### [Problem details]
From the entries below, copy every line holding the word "index".
-- BEGIN --
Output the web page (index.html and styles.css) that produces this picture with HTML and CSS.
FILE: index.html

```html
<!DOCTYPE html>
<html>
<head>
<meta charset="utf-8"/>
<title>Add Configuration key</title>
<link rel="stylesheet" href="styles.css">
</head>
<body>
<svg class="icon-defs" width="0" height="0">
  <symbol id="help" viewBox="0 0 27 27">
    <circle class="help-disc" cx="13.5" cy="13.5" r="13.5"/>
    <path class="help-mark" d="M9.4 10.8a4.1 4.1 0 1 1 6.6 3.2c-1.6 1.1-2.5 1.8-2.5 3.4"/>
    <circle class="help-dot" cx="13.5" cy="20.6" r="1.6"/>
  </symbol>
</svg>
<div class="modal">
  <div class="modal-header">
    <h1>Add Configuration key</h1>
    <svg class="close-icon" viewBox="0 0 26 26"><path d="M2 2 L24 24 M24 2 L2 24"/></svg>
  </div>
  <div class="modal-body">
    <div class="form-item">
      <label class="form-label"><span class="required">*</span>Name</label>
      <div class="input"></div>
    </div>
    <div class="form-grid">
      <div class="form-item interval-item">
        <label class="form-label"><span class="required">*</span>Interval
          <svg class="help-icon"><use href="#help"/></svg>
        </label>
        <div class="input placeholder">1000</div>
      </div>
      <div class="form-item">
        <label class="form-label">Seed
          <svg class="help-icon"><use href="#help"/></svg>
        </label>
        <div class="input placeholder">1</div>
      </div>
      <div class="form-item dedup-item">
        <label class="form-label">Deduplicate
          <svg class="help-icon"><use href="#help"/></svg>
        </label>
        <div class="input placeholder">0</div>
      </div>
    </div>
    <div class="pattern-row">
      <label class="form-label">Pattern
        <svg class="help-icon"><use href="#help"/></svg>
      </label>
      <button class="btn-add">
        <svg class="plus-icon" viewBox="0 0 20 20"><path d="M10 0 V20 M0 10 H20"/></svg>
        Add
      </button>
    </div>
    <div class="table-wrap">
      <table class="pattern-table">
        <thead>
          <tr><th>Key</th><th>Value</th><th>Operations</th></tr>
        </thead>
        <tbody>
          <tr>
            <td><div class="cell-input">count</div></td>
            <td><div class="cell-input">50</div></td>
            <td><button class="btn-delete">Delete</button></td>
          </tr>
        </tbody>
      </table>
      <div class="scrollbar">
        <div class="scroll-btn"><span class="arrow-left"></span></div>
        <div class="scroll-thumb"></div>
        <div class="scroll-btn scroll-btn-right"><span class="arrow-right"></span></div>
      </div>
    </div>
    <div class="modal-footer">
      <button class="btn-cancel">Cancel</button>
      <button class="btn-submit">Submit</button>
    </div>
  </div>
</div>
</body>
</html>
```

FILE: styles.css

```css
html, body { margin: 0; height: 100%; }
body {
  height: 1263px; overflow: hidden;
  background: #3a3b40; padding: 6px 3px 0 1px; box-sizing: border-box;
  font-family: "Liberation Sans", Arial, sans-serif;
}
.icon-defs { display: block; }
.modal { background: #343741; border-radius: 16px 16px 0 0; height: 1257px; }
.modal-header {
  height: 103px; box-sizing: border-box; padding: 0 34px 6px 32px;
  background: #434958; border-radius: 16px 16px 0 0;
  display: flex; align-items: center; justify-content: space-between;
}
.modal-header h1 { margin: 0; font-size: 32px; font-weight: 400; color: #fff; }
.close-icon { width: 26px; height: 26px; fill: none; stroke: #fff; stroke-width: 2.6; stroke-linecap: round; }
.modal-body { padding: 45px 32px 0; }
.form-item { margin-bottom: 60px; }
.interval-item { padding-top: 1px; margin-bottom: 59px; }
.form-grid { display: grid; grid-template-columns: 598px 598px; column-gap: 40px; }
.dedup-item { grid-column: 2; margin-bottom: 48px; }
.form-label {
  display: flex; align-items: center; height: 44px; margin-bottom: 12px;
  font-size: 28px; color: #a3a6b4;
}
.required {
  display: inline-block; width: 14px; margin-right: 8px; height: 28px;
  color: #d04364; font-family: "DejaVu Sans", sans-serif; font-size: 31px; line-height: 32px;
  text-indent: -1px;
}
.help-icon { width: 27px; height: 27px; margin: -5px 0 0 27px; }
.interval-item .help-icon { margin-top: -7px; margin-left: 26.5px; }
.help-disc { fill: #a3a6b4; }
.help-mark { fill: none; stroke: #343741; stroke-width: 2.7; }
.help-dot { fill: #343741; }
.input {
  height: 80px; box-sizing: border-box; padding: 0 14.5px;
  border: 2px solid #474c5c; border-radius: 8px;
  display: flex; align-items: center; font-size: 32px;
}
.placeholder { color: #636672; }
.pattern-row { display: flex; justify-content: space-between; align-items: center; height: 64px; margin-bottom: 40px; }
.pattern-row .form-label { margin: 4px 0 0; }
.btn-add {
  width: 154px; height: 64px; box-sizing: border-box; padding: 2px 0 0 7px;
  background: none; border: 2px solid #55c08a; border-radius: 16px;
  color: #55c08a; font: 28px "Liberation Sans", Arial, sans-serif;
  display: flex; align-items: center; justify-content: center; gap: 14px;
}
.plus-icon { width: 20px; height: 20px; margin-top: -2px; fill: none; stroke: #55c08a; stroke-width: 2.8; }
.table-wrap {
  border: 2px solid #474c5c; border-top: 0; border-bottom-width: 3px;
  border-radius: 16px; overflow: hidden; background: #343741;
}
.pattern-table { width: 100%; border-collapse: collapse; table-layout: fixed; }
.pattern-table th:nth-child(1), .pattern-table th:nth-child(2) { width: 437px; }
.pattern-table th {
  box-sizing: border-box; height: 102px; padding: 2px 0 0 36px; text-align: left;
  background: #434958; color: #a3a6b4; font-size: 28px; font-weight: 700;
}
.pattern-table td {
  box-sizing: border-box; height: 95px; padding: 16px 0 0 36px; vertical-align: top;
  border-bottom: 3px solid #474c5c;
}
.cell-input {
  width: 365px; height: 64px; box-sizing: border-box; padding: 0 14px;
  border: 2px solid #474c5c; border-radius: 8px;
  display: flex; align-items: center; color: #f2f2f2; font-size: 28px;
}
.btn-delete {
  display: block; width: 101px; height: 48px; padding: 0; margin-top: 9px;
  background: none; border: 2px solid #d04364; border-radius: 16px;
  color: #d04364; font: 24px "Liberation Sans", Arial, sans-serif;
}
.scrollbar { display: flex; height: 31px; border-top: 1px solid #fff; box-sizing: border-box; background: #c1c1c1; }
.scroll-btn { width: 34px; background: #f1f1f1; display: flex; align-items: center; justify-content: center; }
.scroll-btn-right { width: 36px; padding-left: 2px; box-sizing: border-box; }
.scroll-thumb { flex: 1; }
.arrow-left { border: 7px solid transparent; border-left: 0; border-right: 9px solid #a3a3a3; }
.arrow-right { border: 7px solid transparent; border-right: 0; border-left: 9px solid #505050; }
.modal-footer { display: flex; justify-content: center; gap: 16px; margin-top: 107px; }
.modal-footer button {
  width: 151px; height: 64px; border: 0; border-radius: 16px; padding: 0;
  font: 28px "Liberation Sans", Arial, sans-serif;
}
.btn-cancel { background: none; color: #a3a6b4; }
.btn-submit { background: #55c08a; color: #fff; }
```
-- END --
-- BEGIN --
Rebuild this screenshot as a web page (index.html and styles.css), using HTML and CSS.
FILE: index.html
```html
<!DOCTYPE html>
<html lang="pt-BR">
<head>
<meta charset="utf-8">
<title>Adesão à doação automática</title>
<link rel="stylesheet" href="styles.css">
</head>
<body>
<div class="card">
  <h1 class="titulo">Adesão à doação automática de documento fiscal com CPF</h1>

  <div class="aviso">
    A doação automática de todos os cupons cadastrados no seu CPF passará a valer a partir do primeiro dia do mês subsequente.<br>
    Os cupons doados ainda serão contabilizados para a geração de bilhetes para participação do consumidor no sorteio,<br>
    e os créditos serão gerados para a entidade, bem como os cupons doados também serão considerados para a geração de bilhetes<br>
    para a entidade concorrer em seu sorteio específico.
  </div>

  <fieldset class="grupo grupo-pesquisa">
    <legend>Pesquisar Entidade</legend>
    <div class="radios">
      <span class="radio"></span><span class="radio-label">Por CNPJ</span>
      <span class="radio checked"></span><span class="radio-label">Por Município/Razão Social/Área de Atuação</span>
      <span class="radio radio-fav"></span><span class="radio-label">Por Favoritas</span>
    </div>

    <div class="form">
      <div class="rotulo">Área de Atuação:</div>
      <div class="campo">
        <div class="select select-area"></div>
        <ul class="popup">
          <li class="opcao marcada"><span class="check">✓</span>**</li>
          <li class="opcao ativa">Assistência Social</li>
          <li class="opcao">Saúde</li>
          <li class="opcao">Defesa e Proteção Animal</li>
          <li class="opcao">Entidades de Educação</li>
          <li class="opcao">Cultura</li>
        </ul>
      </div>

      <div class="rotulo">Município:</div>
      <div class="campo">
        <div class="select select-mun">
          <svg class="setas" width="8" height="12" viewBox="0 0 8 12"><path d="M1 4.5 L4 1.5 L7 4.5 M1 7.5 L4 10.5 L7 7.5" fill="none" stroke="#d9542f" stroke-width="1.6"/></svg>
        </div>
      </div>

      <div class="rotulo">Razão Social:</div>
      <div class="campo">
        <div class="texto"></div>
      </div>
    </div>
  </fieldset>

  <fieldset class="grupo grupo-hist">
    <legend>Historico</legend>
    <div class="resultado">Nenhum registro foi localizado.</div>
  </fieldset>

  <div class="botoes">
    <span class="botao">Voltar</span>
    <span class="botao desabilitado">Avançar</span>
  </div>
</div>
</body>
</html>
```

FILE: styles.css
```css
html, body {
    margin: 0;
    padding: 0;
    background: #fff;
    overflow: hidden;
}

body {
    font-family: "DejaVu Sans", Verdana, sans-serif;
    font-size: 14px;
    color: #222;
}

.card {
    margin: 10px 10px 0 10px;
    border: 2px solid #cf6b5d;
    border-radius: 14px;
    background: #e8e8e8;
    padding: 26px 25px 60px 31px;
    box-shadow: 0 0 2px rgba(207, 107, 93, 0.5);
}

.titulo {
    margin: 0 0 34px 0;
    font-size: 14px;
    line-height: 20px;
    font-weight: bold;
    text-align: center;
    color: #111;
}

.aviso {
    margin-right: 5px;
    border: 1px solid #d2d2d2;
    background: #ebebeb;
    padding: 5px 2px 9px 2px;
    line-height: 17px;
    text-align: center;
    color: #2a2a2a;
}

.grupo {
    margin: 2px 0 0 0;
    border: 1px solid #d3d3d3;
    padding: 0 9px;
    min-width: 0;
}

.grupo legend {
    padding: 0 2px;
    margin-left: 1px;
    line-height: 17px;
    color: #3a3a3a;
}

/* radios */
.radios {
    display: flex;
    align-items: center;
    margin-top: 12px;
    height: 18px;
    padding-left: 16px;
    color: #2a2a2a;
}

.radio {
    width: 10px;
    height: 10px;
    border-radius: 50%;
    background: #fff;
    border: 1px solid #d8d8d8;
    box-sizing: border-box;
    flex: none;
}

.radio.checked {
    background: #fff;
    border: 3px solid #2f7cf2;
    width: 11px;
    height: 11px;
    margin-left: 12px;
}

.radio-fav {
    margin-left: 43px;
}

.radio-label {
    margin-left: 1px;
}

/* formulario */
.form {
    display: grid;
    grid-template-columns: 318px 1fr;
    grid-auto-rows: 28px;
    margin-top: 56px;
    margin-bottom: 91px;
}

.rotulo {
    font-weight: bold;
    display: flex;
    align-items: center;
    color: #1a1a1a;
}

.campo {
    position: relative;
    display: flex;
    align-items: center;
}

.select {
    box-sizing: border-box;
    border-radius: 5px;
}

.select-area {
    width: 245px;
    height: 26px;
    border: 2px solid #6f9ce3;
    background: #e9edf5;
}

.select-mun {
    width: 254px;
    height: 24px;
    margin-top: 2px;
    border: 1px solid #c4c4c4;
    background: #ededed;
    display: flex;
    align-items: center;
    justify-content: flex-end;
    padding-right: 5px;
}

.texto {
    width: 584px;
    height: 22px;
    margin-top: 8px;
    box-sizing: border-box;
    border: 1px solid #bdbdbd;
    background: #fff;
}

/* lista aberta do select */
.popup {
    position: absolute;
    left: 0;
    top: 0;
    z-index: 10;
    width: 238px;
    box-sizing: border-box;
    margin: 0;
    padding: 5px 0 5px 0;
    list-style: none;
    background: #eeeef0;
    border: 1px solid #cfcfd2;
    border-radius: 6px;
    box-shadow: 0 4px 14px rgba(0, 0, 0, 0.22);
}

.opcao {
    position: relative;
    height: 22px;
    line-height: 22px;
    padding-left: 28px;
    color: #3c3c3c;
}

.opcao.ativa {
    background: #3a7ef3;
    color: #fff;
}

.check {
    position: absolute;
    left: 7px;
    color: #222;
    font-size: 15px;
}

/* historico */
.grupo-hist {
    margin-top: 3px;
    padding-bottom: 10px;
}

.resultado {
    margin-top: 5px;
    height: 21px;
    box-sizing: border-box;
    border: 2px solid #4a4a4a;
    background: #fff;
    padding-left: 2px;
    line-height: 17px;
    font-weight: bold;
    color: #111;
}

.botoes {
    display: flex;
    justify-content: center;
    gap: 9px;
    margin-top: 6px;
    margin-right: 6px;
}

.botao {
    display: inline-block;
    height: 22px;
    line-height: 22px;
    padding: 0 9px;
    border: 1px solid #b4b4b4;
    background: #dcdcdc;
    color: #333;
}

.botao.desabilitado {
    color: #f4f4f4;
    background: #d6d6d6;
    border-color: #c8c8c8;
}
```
-- END --
### [Correct answer]
Output the web page (index.html and styles.css) that produces this picture with HTML and CSS.
FILE: index.html
Rebuild this screenshot as a web page (index.html and styles.css), using HTML and CSS.
FILE: index.html
    z-index: 10;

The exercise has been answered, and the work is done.